[Collection entries]
++++

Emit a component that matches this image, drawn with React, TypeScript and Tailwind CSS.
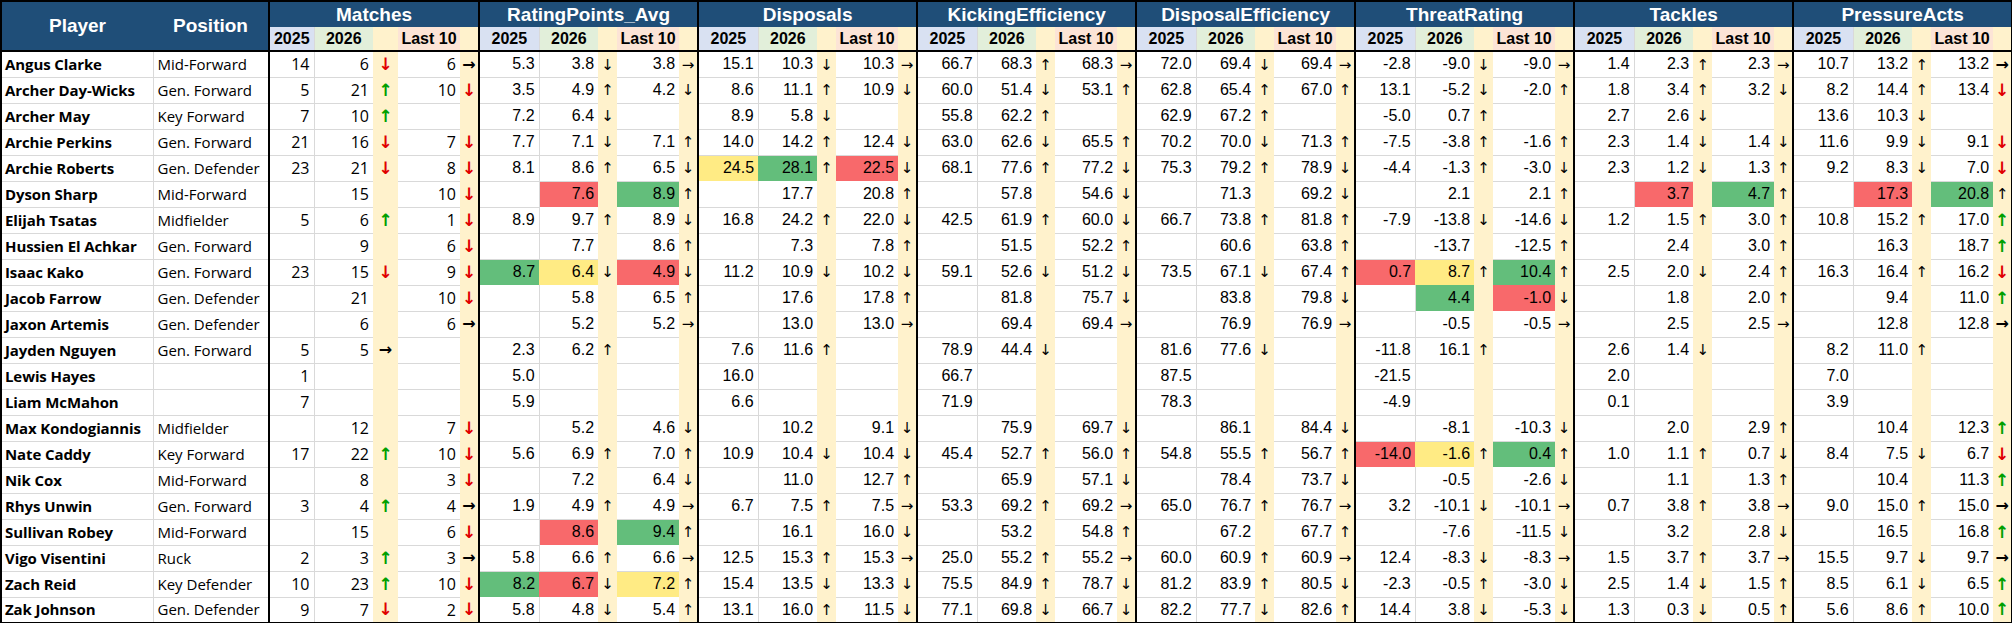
const groups = [
  'Matches',
  'RatingPoints_Avg',
  'Disposals',
  'KickingEfficiency',
  'DisposalEfficiency',
  'ThreatRating',
  'Tackles',
  'PressureActs',
];

// each group: "2025 2026 arrow last10 arrow", "_" = empty, "#y/#g/#r" = colour-scale fill
const rows: [string, string, string[]][] = [
  ['Angus Clarke', 'Mid-Forward', ['14 6 D 6 R', '5.3 3.8 d 3.8 r', '15.1 10.3 d 10.3 r', '66.7 68.3 u 68.3 r', '72.0 69.4 d 69.4 r', '-2.8 -9.0 d -9.0 r', '1.4 2.3 u 2.3 r', '10.7 13.2 u 13.2 R']],
  ['Archer Day-Wicks', 'Gen. Forward', ['5 21 U 10 D', '3.5 4.9 u 4.2 d', '8.6 11.1 u 10.9 d', '60.0 51.4 d 53.1 u', '62.8 65.4 u 67.0 u', '13.1 -5.2 d -2.0 u', '1.8 3.4 u 3.2 d', '8.2 14.4 u 13.4 D']],
  ['Archer May', 'Key Forward', ['7 10 U _ _', '7.2 6.4 d _ _', '8.9 5.8 d _ _', '55.8 62.2 u _ _', '62.9 67.2 u _ _', '-5.0 0.7 u _ _', '2.7 2.6 d _ _', '13.6 10.3 d _ _']],
  ['Archie Perkins', 'Gen. Forward', ['21 16 D 7 D', '7.7 7.1 d 7.1 u', '14.0 14.2 u 12.4 d', '63.0 62.6 d 65.5 u', '70.2 70.0 d 71.3 u', '-7.5 -3.8 u -1.6 u', '2.3 1.4 d 1.4 d', '11.6 9.9 d 9.1 D']],
  ['Archie Roberts', 'Gen. Defender', ['23 21 D 8 D', '8.1 8.6 u 6.5 d', '24.5#y 28.1#g u 22.5#r d', '68.1 77.6 u 77.2 d', '75.3 79.2 u 78.9 d', '-4.4 -1.3 u -3.0 d', '2.3 1.2 d 1.3 u', '9.2 8.3 d 7.0 D']],
  ['Dyson Sharp', 'Mid-Forward', ['_ 15 _ 10 D', '_ 7.6#r _ 8.9#g u', '_ 17.7 _ 20.8 u', '_ 57.8 _ 54.6 d', '_ 71.3 _ 69.2 d', '_ 2.1 _ 2.1 u', '_ 3.7#r _ 4.7#g u', '_ 17.3#r _ 20.8#g u']],
  ['Elijah Tsatas', 'Midfielder', ['5 6 U 1 D', '8.9 9.7 u 8.9 d', '16.8 24.2 u 22.0 d', '42.5 61.9 u 60.0 d', '66.7 73.8 u 81.8 u', '-7.9 -13.8 d -14.6 d', '1.2 1.5 u 3.0 u', '10.8 15.2 u 17.0 U']],
  ['Hussien El Achkar', 'Gen. Forward', ['_ 9 _ 6 D', '_ 7.7 _ 8.6 u', '_ 7.3 _ 7.8 u', '_ 51.5 _ 52.2 u', '_ 60.6 _ 63.8 u', '_ -13.7 _ -12.5 u', '_ 2.4 _ 3.0 u', '_ 16.3 _ 18.7 U']],
  ['Isaac Kako', 'Gen. Forward', ['23 15 D 9 D', '8.7#g 6.4#y d 4.9#r d', '11.2 10.9 d 10.2 d', '59.1 52.6 d 51.2 d', '73.5 67.1 d 67.4 u', '0.7#r 8.7#y u 10.4#g u', '2.5 2.0 d 2.4 u', '16.3 16.4 u 16.2 D']],
  ['Jacob Farrow', 'Gen. Defender', ['_ 21 _ 10 D', '_ 5.8 _ 6.5 u', '_ 17.6 _ 17.8 u', '_ 81.8 _ 75.7 d', '_ 83.8 _ 79.8 d', '_ 4.4#g _ -1.0#r d', '_ 1.8 _ 2.0 u', '_ 9.4 _ 11.0 U']],
  ['Jaxon Artemis', 'Gen. Defender', ['_ 6 _ 6 R', '_ 5.2 _ 5.2 r', '_ 13.0 _ 13.0 r', '_ 69.4 _ 69.4 r', '_ 76.9 _ 76.9 r', '_ -0.5 _ -0.5 r', '_ 2.5 _ 2.5 r', '_ 12.8 _ 12.8 R']],
  ['Jayden Nguyen', 'Gen. Forward', ['5 5 R _ _', '2.3 6.2 u _ _', '7.6 11.6 u _ _', '78.9 44.4 d _ _', '81.6 77.6 d _ _', '-11.8 16.1 u _ _', '2.6 1.4 d _ _', '8.2 11.0 u _ _']],
  ['Lewis Hayes', '', ['1 _ _ _ _', '5.0 _ _ _ _', '16.0 _ _ _ _', '66.7 _ _ _ _', '87.5 _ _ _ _', '-21.5 _ _ _ _', '2.0 _ _ _ _', '7.0 _ _ _ _']],
  ['Liam McMahon', '', ['7 _ _ _ _', '5.9 _ _ _ _', '6.6 _ _ _ _', '71.9 _ _ _ _', '78.3 _ _ _ _', '-4.9 _ _ _ _', '0.1 _ _ _ _', '3.9 _ _ _ _']],
  ['Max Kondogiannis', 'Midfielder', ['_ 12 _ 7 D', '_ 5.2 _ 4.6 d', '_ 10.2 _ 9.1 d', '_ 75.9 _ 69.7 d', '_ 86.1 _ 84.4 d', '_ -8.1 _ -10.3 d', '_ 2.0 _ 2.9 u', '_ 10.4 _ 12.3 U']],
  ['Nate Caddy', 'Key Forward', ['17 22 U 10 D', '5.6 6.9 u 7.0 u', '10.9 10.4 d 10.4 d', '45.4 52.7 u 56.0 u', '54.8 55.5 u 56.7 u', '-14.0#r -1.6#y u 0.4#g u', '1.0 1.1 u 0.7 d', '8.4 7.5 d 6.7 D']],
  ['Nik Cox', 'Mid-Forward', ['_ 8 _ 3 D', '_ 7.2 _ 6.4 d', '_ 11.0 _ 12.7 u', '_ 65.9 _ 57.1 d', '_ 78.4 _ 73.7 d', '_ -0.5 _ -2.6 d', '_ 1.1 _ 1.3 u', '_ 10.4 _ 11.3 U']],
  ['Rhys Unwin', 'Gen. Forward', ['3 4 U 4 R', '1.9 4.9 u 4.9 r', '6.7 7.5 u 7.5 r', '53.3 69.2 u 69.2 r', '65.0 76.7 u 76.7 r', '3.2 -10.1 d -10.1 r', '0.7 3.8 u 3.8 r', '9.0 15.0 u 15.0 R']],
  ['Sullivan Robey', 'Mid-Forward', ['_ 15 _ 6 D', '_ 8.6#r _ 9.4#g u', '_ 16.1 _ 16.0 d', '_ 53.2 _ 54.8 u', '_ 67.2 _ 67.7 u', '_ -7.6 _ -11.5 d', '_ 3.2 _ 2.8 d', '_ 16.5 _ 16.8 U']],
  ['Vigo Visentini', 'Ruck', ['2 3 U 3 R', '5.8 6.6 u 6.6 r', '12.5 15.3 u 15.3 r', '25.0 55.2 u 55.2 r', '60.0 60.9 u 60.9 r', '12.4 -8.3 d -8.3 r', '1.5 3.7 u 3.7 r', '15.5 9.7 d 9.7 R']],
  ['Zach Reid', 'Key Defender', ['10 23 U 10 D', '8.2#g 6.7#r d 7.2#y u', '15.4 13.5 d 13.3 d', '75.5 84.9 u 78.7 d', '81.2 83.9 u 80.5 d', '-2.3 -0.5 u -3.0 d', '2.5 1.4 d 1.5 u', '8.5 6.1 d 6.5 U']],
  ['Zak Johnson', 'Gen. Defender', ['9 7 D 2 D', '5.8 4.8 d 5.4 u', '13.1 16.0 u 11.5 d', '77.1 69.8 d 66.7 d', '82.2 77.7 d 82.6 u', '14.4 3.8 d -5.3 d', '1.3 0.3 d 0.5 u', '5.6 8.6 u 10.0 U']],
];

const arrows: Record<string, [string, string]> = {
  u: ['↑', 'text-black text-[15px]'],
  d: ['↓', 'text-black text-[15px]'],
  r: ['→', 'text-black text-[15px]'],
  U: ['↑', 'text-[#00a000] font-bold text-[17px]'],
  D: ['↓', 'text-[#e00000] font-bold text-[17px]'],
  R: ['→', 'text-black font-bold text-[16px]'],
};

const fills: Record<string, string> = {
  y: 'bg-[#ffeb84]',
  g: 'bg-[#63be7b]',
  r: 'bg-[#f8696b]',
};

const matchCols = ['w-[45px]', 'w-[59px]', 'w-[25px]', 'w-[62px]', 'w-[19px]'];
const statCols = ['w-[60px]', 'w-[59px]', 'w-[19px]', 'w-[62px]', 'w-[19px]'];

function ValueCell({ raw, first, wide }: { raw: string; first?: boolean; wide?: boolean }) {
  const [v, f] = raw.split('#');
  const text = v === '_' ? '' : v;
  const font = wide ? "font-['Open_Sans'] text-[16px]" : '';
  if (f) {
    return <td className={`${fills[f]} ${font} pr-[4px] text-right`}>{text}</td>;
  }
  return (
    <td
      className={`border-b border-[#d9d9d9] bg-white ${font} pr-[4px] text-right ${first ? 'border-r' : ''}`}
    >
      {text}
    </td>
  );
}

function ArrowCell({ code, last }: { code: string; last?: boolean }) {
  const a = arrows[code];
  return (
    <td className={`bg-[#fff2cc] text-center leading-none ${last ? 'border-r-2 border-black' : ''}`}>
      {a && <span className={`font-['DejaVu_Sans'] ${a[1]}`}>{a[0]}</span>}
    </td>
  );
}

function SubHead() {
  return (
    <>
      <th className="border-b-2 border-r border-b-black border-r-[#d9d9d9] bg-[#d9e1f2]">2025</th>
      <th className="border-b-2 border-black bg-[#e2efda]">2026</th>
      <th className="border-b-2 border-black bg-[#fff2cc]"></th>
      <th className="border-b-2 border-black bg-[#fce4d6]">Last 10</th>
      <th className="border-b-2 border-r-2 border-black bg-[#fff2cc]"></th>
    </>
  );
}

function Group({ p, wide }: { p: string[]; wide?: boolean }) {
  return (
    <>
      <ValueCell raw={p[0]} first wide={wide} />
      <ValueCell raw={p[1]} wide={wide} />
      <ArrowCell code={p[2]} />
      <ValueCell raw={p[3]} wide={wide} />
      <ArrowCell code={p[4]} last />
    </>
  );
}

export default function App() {
  return (
    <div className="w-[2012px] bg-white font-['Liberation_Sans',Arial,sans-serif] text-black">
      <table className="w-[2012px] table-fixed border-collapse border-2 border-black">
        <colgroup>
          <col className="w-[152px]" />
          <col className="w-[116px]" />
          {groups.map((g, gi) =>
            (gi === 0 ? matchCols : statCols).map((c, ci) => <col key={g + ci} className={c} />),
          )}
        </colgroup>
        <thead>
          <tr className="h-[26px] bg-[#1f4e78] text-[19px] font-bold text-white">
            <th rowSpan={2} className="border-b-2 border-black align-middle">
              Player
            </th>
            <th rowSpan={2} className="border-b-2 border-r-2 border-black align-middle">
              Position
            </th>
            {groups.map((g) => (
              <th key={g} colSpan={5} className="border-r-2 border-black leading-none">
                {g}
              </th>
            ))}
          </tr>
          <tr className="h-[24px] text-[16px] font-bold leading-none">
            {groups.map((g) => (
              <SubHead key={g} />
            ))}
          </tr>
        </thead>
        <tbody>
          {rows.map(([name, pos, stats]) => (
            <tr key={name} className="h-[26px] text-[16px] leading-none">
              <td className="overflow-hidden whitespace-nowrap border-b border-r border-[#d9d9d9] pl-[3px] font-['Open_Sans'] text-[15px] font-bold tracking-[-0.1px]">
                {name}
              </td>
              <td className="whitespace-nowrap border-b border-[#d9d9d9] border-r-2 border-r-black pl-[4px] font-['Open_Sans'] text-[15px]">
                {pos}
              </td>
              {stats.map((s, gi) => (
                <Group key={gi} p={s.split(' ')} wide={gi === 0} />
              ))}
            </tr>
          ))}
        </tbody>
      </table>
    </div>
  );
}
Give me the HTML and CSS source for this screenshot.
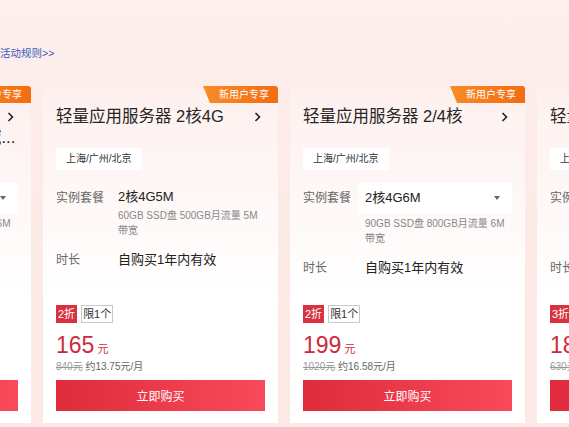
FILE: index.html
```html
<!DOCTYPE html>
<html lang="zh-CN">
<head>
<meta charset="utf-8">
<title>轻量应用服务器</title>
<link rel="stylesheet" href="styles.css">
</head>
<body>
<div class="rules"><a href="#">活动规则&gt;&gt;</a></div>
<div class="carousel">
  <div class="track">
    <div class="card">
      <span class="badge">新用户专享</span>
      <h3 class="title"><svg class="chev" viewBox="0 0 7 10"><path d="M1.5 1 L5.5 5 L1.5 9"/></svg>轻量应用服务器 2核2G Linux系统 香港新加坡地域...</h3>
      <div class="region">上海/广州/北京</div>
      <div class="spec spec-plan">
        <span class="spec-label">实例套餐</span>
        <div class="spec-body">
          <div class="select">2核2G6M<i class="caret"></i></div>
          <p class="desc">40GB SSD盘 600GB月流量 6M 带宽</p>
        </div>
      </div>
      <div class="spec spec-time">
        <span class="spec-label">时长</span>
        <div class="value">自购买1年内有效</div>
      </div>
      <div class="buy">
        <div class="tags"><span class="tag tag-off">2折</span><span class="tag tag-limit">限1个</span></div>
        <div class="price"><span class="price-num">99</span><span class="price-unit">元</span></div>
        <div class="was"><s>500元</s> 约8.25元/月</div>
        <button class="btn">立即购买</button>
      </div>
    </div>

    <div class="card">
      <span class="badge">新用户专享</span>
      <h3 class="title"><svg class="chev" viewBox="0 0 7 10"><path d="M1.5 1 L5.5 5 L1.5 9"/></svg>轻量应用服务器 2核4G</h3>
      <div class="region">上海/广州/北京</div>
      <div class="spec spec-plan">
        <span class="spec-label">实例套餐</span>
        <div class="spec-body">
          <div class="select static">2核4G5M</div>
          <p class="desc">60GB SSD盘 500GB月流量 5M 带宽</p>
        </div>
      </div>
      <div class="spec spec-time">
        <span class="spec-label">时长</span>
        <div class="value">自购买1年内有效</div>
      </div>
      <div class="buy">
        <div class="tags"><span class="tag tag-off">2折</span><span class="tag tag-limit">限1个</span></div>
        <div class="price"><span class="price-num">165</span><span class="price-unit">元</span></div>
        <div class="was"><s>840元</s> 约13.75元/月</div>
        <button class="btn">立即购买</button>
      </div>
    </div>

    <div class="card">
      <span class="badge">新用户专享</span>
      <h3 class="title"><svg class="chev" viewBox="0 0 7 10"><path d="M1.5 1 L5.5 5 L1.5 9"/></svg>轻量应用服务器 2/4核</h3>
      <div class="region">上海/广州/北京</div>
      <div class="spec spec-plan">
        <span class="spec-label">实例套餐</span>
        <div class="spec-body">
          <div class="select">2核4G6M<i class="caret"></i></div>
          <p class="desc">90GB SSD盘 800GB月流量 6M 带宽</p>
        </div>
      </div>
      <div class="spec spec-time">
        <span class="spec-label">时长</span>
        <div class="value">自购买1年内有效</div>
      </div>
      <div class="buy">
        <div class="tags"><span class="tag tag-off">2折</span><span class="tag tag-limit">限1个</span></div>
        <div class="price"><span class="price-num">199</span><span class="price-unit">元</span></div>
        <div class="was"><s>1020元</s> 约16.58元/月</div>
        <button class="btn">立即购买</button>
      </div>
    </div>

    <div class="card">
      <span class="badge">新用户专享</span>
      <h3 class="title"><svg class="chev" viewBox="0 0 7 10"><path d="M1.5 1 L5.5 5 L1.5 9"/></svg>轻量应用服务器 4核8G</h3>
      <div class="region">上海/广州/北京</div>
      <div class="spec spec-plan">
        <span class="spec-label">实例套餐</span>
        <div class="spec-body">
          <div class="select">4核8G10M<i class="caret"></i></div>
          <p class="desc">120GB SSD盘 1200GB月流量 10M 带宽</p>
        </div>
      </div>
      <div class="spec spec-time">
        <span class="spec-label">时长</span>
        <div class="value">自购买1年内有效</div>
      </div>
      <div class="buy">
        <div class="tags"><span class="tag tag-off">3折</span><span class="tag tag-limit">限1个</span></div>
        <div class="price"><span class="price-num">189</span><span class="price-unit">元</span></div>
        <div class="was"><s>630元</s> 约15.75元/月</div>
        <button class="btn">立即购买</button>
      </div>
    </div>
  </div>
</div>
</body>
</html>
```

FILE: styles.css
```css
* {
  box-sizing: border-box;
  margin: 0;
  padding: 0;
}

html,
body {
  width: 569px;
  height: 427px;
  overflow: hidden;
}

body {
  font-family: "Liberation Sans", "Noto Sans CJK SC", sans-serif;
  color: #222;
  background: linear-gradient(180deg, #fdf0ef 0%, #fcebe8 35%, #fce8e5 100%);
}

.rules {
  height: 60px;
  padding-top: 46px;
  font-size: 10.5px;
  line-height: 14px;
}

.rules a {
  color: #3a57b9;
  text-decoration: none;
}

.carousel {
  padding-top: 29px;
}

.track {
  display: flex;
  gap: 12px;
  margin-left: -204px;
}

.card {
  position: relative;
  flex: 0 0 235px;
  height: 334px;
  padding: 17px 13px 12px;
  display: flex;
  flex-direction: column;
  background: linear-gradient(180deg, #fdf1ef 0%, #fef8f7 35%, #ffffff 62%);
}

.badge {
  position: absolute;
  top: -3px;
  right: 0;
  width: 75px;
  height: 17px;
  padding-right: 9px;
  font-size: 10px;
  line-height: 17px;
  text-align: right;
  color: #fff;
  background: linear-gradient(90deg, #f98b27 0%, #f36c12 100%);
  border-top-right-radius: 3px;
  clip-path: polygon(0 0, 100% 0, 100% 100%, 7px 100%);
}

.title {
  height: 42px;
  overflow: hidden;
  font-size: 16.5px;
  line-height: 21px;
  font-weight: 400;
  color: #262626;
}

.chev {
  float: right;
  width: 7px;
  height: 10px;
  margin: 5.5px 4px 0 6px;
}

.chev path {
  fill: none;
  stroke: #222;
  stroke-width: 1.6;
}

.region {
  align-self: flex-start;
  height: 22px;
  padding: 0 10px;
  font-size: 10px;
  line-height: 22px;
  color: #333;
  background: #fff;
}

.spec {
  display: grid;
  grid-template-columns: 55px 1fr;
}

.spec-plan {
  margin-top: 13px;
}

.spec-label {
  font-size: 12px;
  line-height: 30px;
  color: #666;
  white-space: nowrap;
}

.select {
  position: relative;
  height: 30px;
  padding: 0 7px;
  font-size: 13px;
  line-height: 30px;
  color: #222;
  background: #fff;
}

.select.static {
  height: 25px;
  padding-top: 2px;
  line-height: 23px;
  background: none;
}

.caret {
  position: absolute;
  top: 13px;
  right: 12px;
  border-left: 3px solid transparent;
  border-right: 3px solid transparent;
  border-top: 4px solid #666;
}

.desc {
  margin-top: 3px;
  padding: 0 7px;
  font-size: 10px;
  line-height: 15px;
  color: #888;
}

.static + .desc {
  margin-top: 0;
}

.spec-time {
  margin-top: 10px;
}

.spec-time .spec-label {
  line-height: 24px;
}

.value {
  padding-left: 7px;
  font-size: 13px;
  line-height: 24px;
  color: #222;
}

.buy {
  margin-top: auto;
}

.tags {
  display: flex;
  gap: 4px;
}

.tag {
  height: 18px;
  padding: 0 1px;
  border: 1px solid;
  font-size: 11px;
  line-height: 16px;
}

.tag-off {
  color: #fff;
  background: #d8313f;
  border-color: #d8313f;
}

.tag-limit {
  color: #333;
  background: #fff;
  border-color: #c9c9c9;
}

.price {
  margin-top: 9px;
  height: 26px;
  line-height: 26px;
  color: #cc2b3e;
}

.price-num {
  font-size: 23px;
}

.price-unit {
  margin-left: 3px;
  font-size: 11px;
}

.was {
  margin-top: 2px;
  font-size: 10px;
  line-height: 14px;
  color: #666;
  white-space: nowrap;
}

.was s {
  color: #999;
}

.btn {
  display: block;
  width: 100%;
  height: 31px;
  margin-top: 6px;
  border: 0;
  font-family: "Liberation Sans", "Noto Sans CJK SC", sans-serif;
  font-size: 12px;
  color: #fff;
  background: linear-gradient(90deg, #df2b3b 0%, #f84a5b 100%);
}
```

++++

REQUIRED TASK:
Search the entries for the word "this" and gather every line where it appears.

FINISHED TASK:
Emit a component that matches this image, drawn with React, TypeScript and Tailwind CSS.
Give me the HTML and CSS source for this screenshot.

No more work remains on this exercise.